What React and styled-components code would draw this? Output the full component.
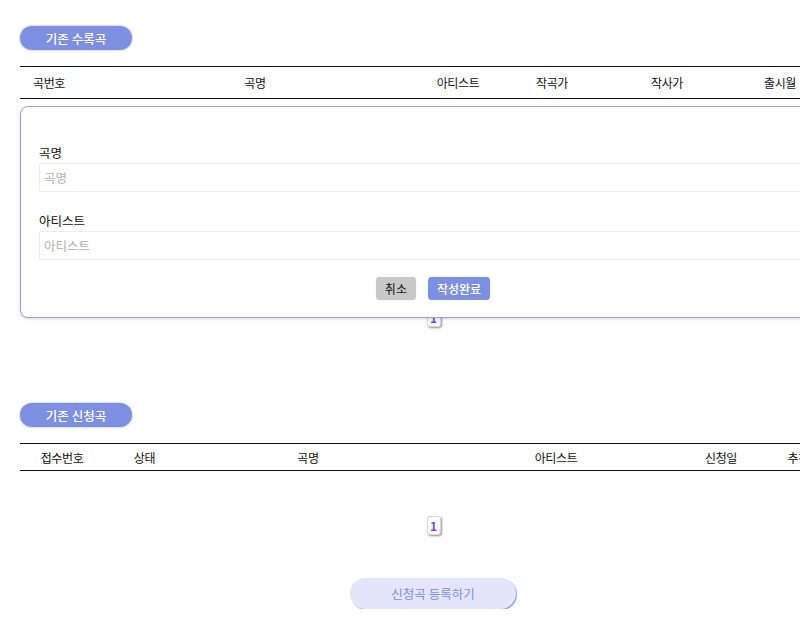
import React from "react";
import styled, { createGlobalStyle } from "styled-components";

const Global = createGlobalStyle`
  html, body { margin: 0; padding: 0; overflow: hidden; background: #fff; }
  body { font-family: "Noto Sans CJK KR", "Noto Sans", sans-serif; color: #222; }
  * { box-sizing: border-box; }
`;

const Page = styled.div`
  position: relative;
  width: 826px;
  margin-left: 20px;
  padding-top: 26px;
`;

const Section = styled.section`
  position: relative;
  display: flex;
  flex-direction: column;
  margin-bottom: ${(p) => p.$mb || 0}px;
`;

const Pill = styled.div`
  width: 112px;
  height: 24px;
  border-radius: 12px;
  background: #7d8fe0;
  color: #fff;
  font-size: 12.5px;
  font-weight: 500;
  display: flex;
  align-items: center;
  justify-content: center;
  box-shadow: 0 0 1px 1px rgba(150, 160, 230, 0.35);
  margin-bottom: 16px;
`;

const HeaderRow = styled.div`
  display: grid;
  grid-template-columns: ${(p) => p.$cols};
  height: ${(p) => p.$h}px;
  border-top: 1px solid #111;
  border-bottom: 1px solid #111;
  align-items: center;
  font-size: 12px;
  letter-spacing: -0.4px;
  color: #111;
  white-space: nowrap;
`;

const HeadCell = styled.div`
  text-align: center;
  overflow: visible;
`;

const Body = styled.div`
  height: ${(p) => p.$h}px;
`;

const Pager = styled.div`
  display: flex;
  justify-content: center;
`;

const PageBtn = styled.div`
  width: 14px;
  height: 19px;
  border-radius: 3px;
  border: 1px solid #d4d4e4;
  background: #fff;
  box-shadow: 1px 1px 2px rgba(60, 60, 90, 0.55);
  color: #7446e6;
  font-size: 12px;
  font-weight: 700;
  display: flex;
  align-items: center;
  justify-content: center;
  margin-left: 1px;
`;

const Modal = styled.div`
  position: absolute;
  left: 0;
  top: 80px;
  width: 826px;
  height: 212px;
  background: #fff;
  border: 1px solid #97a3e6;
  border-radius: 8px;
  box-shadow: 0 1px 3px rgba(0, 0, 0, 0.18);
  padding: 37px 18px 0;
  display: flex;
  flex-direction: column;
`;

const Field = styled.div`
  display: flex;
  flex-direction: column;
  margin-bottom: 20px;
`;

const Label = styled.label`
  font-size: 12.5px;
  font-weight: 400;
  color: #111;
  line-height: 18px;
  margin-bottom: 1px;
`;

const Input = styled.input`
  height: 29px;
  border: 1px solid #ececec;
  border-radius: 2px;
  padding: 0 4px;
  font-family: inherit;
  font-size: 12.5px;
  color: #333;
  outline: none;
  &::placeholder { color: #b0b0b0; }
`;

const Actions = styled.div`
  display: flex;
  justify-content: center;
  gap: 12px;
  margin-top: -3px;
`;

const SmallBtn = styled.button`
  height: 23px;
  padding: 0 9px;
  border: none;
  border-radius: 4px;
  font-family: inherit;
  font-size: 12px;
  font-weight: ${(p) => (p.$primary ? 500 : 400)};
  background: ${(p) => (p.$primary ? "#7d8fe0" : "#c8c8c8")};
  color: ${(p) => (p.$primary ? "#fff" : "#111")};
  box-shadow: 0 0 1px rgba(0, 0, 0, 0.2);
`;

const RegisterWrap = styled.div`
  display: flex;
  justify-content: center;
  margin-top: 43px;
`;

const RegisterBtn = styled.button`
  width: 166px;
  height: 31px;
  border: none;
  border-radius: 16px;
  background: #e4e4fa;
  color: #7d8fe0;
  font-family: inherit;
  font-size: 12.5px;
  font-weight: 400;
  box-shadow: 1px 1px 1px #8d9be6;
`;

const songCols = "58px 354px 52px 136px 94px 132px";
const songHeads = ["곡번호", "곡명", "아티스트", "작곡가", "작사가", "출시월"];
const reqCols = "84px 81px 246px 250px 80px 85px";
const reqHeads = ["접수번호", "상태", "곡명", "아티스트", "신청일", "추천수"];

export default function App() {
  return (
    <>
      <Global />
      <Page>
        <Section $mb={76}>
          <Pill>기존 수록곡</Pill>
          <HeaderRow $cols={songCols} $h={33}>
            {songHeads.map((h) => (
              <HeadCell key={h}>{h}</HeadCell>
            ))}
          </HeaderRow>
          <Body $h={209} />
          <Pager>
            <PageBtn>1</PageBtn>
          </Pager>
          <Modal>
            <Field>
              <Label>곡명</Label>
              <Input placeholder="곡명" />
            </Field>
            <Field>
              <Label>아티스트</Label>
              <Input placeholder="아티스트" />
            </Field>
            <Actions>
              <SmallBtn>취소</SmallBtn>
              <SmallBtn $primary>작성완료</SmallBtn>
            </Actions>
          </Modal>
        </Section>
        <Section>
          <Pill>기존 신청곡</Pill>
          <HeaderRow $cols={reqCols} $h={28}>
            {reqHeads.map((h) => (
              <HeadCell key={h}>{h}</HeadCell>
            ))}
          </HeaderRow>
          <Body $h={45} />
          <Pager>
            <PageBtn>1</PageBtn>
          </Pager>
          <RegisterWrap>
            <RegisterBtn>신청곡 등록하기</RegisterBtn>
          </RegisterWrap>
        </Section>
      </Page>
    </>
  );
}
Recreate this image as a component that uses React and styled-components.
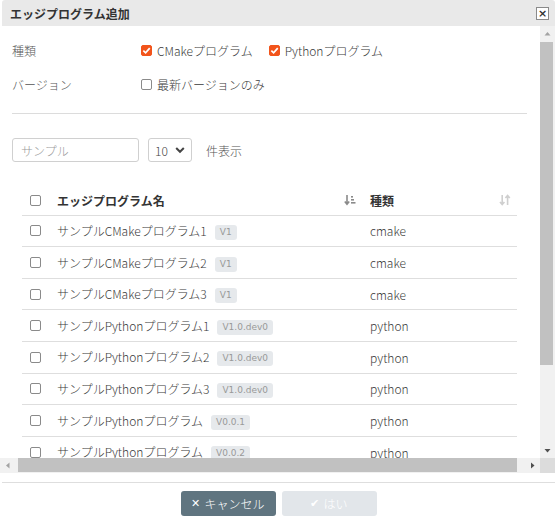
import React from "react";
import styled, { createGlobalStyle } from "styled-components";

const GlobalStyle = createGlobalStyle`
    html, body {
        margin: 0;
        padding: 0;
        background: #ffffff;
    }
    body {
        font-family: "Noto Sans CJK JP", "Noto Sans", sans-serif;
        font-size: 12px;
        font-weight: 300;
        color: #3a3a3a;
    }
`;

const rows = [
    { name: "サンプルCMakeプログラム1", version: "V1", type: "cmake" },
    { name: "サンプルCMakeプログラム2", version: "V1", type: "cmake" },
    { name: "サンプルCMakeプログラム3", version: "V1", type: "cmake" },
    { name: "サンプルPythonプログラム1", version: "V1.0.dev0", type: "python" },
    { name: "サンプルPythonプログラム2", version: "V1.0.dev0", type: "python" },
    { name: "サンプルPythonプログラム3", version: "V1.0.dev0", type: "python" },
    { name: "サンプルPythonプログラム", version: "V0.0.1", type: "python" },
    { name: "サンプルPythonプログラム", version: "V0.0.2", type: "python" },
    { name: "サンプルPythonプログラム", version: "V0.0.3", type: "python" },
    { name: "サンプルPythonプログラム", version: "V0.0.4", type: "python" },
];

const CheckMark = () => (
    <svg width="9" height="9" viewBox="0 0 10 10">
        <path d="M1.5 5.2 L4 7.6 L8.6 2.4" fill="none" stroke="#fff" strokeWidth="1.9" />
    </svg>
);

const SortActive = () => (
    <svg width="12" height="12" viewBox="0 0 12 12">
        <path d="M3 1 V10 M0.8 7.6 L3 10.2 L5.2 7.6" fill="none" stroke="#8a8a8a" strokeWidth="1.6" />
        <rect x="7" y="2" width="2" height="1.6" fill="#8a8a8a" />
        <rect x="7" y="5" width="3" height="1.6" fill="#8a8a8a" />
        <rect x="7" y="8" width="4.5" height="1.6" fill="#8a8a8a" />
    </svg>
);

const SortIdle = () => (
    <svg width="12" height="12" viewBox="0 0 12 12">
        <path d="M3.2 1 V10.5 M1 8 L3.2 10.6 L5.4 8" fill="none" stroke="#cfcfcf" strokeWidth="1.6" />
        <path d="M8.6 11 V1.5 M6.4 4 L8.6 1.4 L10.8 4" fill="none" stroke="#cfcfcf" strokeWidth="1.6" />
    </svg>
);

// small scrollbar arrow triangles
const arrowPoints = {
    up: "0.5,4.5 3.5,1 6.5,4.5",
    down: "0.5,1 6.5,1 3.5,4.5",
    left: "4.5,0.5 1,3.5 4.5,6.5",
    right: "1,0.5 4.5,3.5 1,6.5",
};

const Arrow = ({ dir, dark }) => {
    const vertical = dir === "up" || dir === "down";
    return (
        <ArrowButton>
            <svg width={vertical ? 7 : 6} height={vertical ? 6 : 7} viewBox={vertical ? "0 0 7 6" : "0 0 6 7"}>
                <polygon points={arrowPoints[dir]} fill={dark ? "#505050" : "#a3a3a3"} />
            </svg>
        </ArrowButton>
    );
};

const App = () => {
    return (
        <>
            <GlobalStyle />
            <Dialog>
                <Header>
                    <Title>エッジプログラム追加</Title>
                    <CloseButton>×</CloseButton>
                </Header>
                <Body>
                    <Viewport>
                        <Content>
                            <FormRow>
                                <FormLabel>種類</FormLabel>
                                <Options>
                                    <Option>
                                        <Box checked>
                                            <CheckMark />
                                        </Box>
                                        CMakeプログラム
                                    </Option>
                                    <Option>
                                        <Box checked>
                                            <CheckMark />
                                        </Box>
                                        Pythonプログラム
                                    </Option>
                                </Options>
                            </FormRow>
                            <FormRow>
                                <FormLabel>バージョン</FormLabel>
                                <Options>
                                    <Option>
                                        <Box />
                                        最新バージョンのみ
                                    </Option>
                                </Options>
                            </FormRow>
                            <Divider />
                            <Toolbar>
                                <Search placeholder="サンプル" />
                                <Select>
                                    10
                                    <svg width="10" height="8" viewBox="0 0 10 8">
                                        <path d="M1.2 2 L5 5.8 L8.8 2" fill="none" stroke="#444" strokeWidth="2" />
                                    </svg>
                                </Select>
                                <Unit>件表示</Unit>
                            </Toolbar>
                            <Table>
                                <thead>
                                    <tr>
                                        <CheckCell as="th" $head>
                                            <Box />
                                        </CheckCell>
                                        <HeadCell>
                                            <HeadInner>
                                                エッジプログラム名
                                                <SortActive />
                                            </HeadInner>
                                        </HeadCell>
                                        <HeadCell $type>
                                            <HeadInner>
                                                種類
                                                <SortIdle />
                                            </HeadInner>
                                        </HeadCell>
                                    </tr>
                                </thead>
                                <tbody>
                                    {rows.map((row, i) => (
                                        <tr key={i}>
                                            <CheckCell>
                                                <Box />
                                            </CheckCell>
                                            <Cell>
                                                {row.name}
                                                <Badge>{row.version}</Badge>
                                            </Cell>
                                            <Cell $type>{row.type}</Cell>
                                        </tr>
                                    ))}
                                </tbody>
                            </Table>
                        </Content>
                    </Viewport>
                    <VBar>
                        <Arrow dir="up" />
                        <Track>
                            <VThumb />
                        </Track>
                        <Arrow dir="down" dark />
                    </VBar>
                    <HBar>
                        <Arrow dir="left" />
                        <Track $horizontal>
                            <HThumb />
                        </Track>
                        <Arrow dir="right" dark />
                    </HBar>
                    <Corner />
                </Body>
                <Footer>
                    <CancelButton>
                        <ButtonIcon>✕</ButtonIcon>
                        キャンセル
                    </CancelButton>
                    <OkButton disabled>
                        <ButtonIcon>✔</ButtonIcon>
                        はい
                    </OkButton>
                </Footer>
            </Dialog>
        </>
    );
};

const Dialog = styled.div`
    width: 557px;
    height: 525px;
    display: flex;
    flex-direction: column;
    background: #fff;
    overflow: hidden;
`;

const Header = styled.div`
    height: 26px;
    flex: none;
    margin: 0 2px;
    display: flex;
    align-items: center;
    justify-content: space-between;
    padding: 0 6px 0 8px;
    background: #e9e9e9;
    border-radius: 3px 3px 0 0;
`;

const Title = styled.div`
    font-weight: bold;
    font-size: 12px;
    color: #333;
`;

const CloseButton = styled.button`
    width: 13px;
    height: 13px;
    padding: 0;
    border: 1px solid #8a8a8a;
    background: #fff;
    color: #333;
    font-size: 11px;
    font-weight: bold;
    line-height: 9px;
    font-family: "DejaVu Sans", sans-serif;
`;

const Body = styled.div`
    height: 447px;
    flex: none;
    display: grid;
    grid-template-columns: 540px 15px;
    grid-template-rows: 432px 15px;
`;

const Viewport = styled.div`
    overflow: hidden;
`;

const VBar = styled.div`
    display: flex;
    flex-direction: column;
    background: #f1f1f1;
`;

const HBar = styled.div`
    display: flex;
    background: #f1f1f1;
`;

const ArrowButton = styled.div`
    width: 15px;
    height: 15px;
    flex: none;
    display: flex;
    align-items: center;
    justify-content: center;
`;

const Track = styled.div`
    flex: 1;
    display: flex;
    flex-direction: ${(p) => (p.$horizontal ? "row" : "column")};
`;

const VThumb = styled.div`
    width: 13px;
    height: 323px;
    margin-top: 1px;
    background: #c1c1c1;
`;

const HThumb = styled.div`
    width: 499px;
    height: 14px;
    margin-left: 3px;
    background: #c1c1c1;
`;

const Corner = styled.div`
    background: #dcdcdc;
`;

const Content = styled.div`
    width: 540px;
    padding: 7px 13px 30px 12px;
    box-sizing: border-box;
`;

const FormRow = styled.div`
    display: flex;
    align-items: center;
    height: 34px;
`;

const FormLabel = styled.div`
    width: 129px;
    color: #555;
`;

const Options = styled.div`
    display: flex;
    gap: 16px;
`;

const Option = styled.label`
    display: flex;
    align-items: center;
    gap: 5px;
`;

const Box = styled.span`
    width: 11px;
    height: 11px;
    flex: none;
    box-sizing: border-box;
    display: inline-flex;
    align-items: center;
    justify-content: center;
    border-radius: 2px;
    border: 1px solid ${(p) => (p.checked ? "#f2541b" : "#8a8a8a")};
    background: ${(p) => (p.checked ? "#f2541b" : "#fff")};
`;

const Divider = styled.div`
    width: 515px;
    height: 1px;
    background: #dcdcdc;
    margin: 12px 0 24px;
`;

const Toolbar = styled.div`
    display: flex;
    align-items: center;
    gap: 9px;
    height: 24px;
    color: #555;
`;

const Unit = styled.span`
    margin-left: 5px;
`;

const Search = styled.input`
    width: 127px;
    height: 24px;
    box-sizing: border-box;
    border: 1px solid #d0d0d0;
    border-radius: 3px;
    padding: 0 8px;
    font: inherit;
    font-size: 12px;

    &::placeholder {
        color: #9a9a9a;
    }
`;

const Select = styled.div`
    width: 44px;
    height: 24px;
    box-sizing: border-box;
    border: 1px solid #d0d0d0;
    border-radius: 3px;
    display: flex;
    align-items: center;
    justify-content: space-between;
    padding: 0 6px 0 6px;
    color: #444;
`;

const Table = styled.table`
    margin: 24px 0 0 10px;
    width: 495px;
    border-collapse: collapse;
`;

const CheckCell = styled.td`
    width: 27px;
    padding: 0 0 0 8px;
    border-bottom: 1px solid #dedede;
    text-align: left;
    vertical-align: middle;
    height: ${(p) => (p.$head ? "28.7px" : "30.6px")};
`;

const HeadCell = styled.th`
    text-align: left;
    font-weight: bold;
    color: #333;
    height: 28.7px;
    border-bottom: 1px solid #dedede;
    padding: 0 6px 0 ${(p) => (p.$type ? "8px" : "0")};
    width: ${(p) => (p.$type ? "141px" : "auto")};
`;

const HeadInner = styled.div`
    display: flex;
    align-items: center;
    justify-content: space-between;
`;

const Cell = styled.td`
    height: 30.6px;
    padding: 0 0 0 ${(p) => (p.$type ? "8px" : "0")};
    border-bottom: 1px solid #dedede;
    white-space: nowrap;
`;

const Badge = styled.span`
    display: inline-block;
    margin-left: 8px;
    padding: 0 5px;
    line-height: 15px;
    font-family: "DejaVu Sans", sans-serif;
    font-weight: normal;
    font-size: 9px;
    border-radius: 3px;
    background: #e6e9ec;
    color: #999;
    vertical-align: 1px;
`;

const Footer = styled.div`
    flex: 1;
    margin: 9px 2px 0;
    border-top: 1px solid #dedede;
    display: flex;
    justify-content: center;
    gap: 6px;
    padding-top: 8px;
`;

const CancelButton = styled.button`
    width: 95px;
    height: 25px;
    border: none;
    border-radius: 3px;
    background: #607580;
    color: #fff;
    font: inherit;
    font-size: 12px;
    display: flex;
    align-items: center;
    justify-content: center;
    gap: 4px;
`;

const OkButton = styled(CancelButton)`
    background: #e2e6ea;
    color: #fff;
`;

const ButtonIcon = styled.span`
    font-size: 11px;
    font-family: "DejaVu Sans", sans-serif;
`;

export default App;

━━━━━━━━━━━━━━━━

◆ WHAT TO DO: Collect the lines of the records that include the string "this".

◆ RESULT OF THE EXERCISE:
What React and styled-components code would draw this? Output the full component.
Recreate this image as a component that uses React and styled-components.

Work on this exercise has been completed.